Le nom de Chris Merritt brilla au firmament du chant rossinien du milieu des années 1980 jusqu’à 1995 environ avant que le chanteur d’origine américaine ne décidât de changer radicalement de répertoire. Nous n’étions pas alors suffisamment initié et matériellement émancipé pour courir les théâtres lyriques un peu partout dans le monde, à la découverte d’ouvrages oubliés et de la manière – tout autant oubliée – de les interpréter. Le Web n’existait pas. L’information circulait lentement, ou du moins pas assez vite pour arriver jusqu’à nous, occupé comme nous l’étions alors par les soubresauts d’une jeunesse musicalement dispersée. C’est le disque au début des années 1990 qui nous révéla l’existence de ce ténor extraordinaire, au sens propre de l’adjectif : qui sort de l’ordinaire. Soudain, dans Guglielmo Tell dirigé par Riccardo Muti, Arnold, le héros aux vingt-deux contre-ut, s’affranchissait d’un registre de poitrine jusqu’alors imposé par la tradition pour oser des aigus de chapon. Nourrit prenait sa revanche sur Duprez et mieux, tout un pan de répertoire prenait une autre signification. Il suffit d’écouter en 1952, à Florence justement, les partenaires de Maria Callas dans Armida pour réaliser l’état de déchéance dans lequel s’abîmait le ténor rossinien. Que Merrit fût le premier à se réapproprier des codes oubliés, sûrement pas, mais jamais avant lui, on avait enjambé les octaves avec un tel aplomb, jamais on était monté si haut tout en descendant si bas (et réciproquement), jamais on avait si bien donné à comprendre l’excitation que pouvait engendrer ce qu’une certaine frange de mélomanes considère comme une musique sommaire apposée sur des livrets stupides. Les préjugés ont la vie dure.
© Simone Donati
Que la voix fût belle, au sens où on l’affirme habituellement en écoutant Rodolfo dans La Bohème chanter « Che gelida manina », non, elle ne l’était pas. Que l’intonation fût toujours juste, l’aigu toujours précis, non, ils ne l’étaient pas davantage. Mais l’effet de surprise causé par des variations aussi inédites que spectaculaires, la stupeur engendrée par des notes extrêmes que l’on croyait impossibles à atteindre, ouvraient des brèches dans lesquelles par la suite nous nous sommes engouffré, conquis, émerveillé par tant de liberté, happé par la découverte de ce chainon manquant entre Mozart et Verdi : Rossini. Une autre forme, moins fréquente mais tout aussi violente, du syndrome de Stendhal.

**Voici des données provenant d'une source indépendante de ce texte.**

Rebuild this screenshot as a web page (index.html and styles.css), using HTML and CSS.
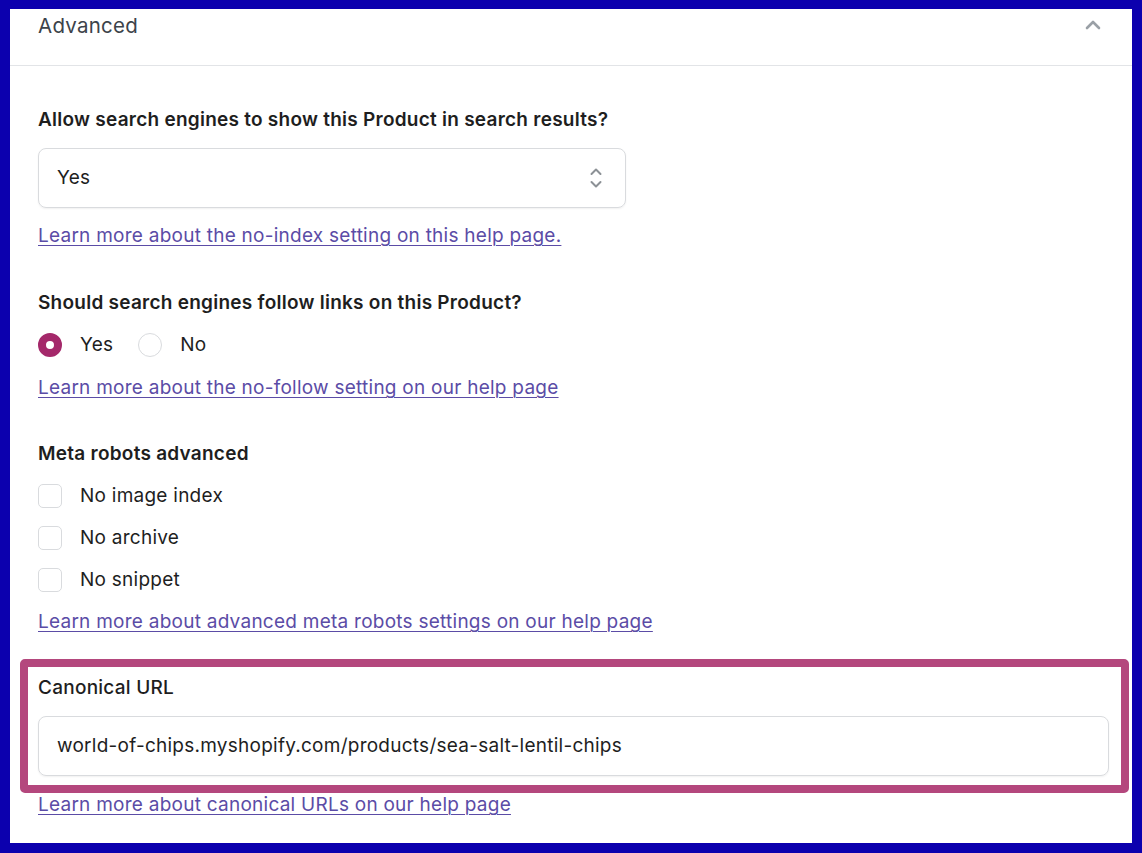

Une petite trentaine d’annees plus tard, Chris Merritt est toujours là, invité par le Maggio Musicale Fiorentina à l’occasion d’un Belcanto Festival dont nul ne saurait désormais contester la légitimité, interprétant des mélodies italiennes qui autrefois auraient semblé des collines à celui qui gravissait vaillamment des montagnes mais qui, à présent, sont autant d’Everest qu’il s’acharne encore à conquérir accompagné de la bienveillante Béatrice Benzi, toujours intrépide, toujours courageux, toujours un peu fâché avec la justesse, d’une voix toujours particulière mais toujours électrisant car toujours courageux et toujours imprévisible, toujours applaudi enfin par un public qui sait, comme nous, qu’il en est des chanteurs comme des étoiles : dans la nuit de notre mémoire, ils ne cessent de scintiller.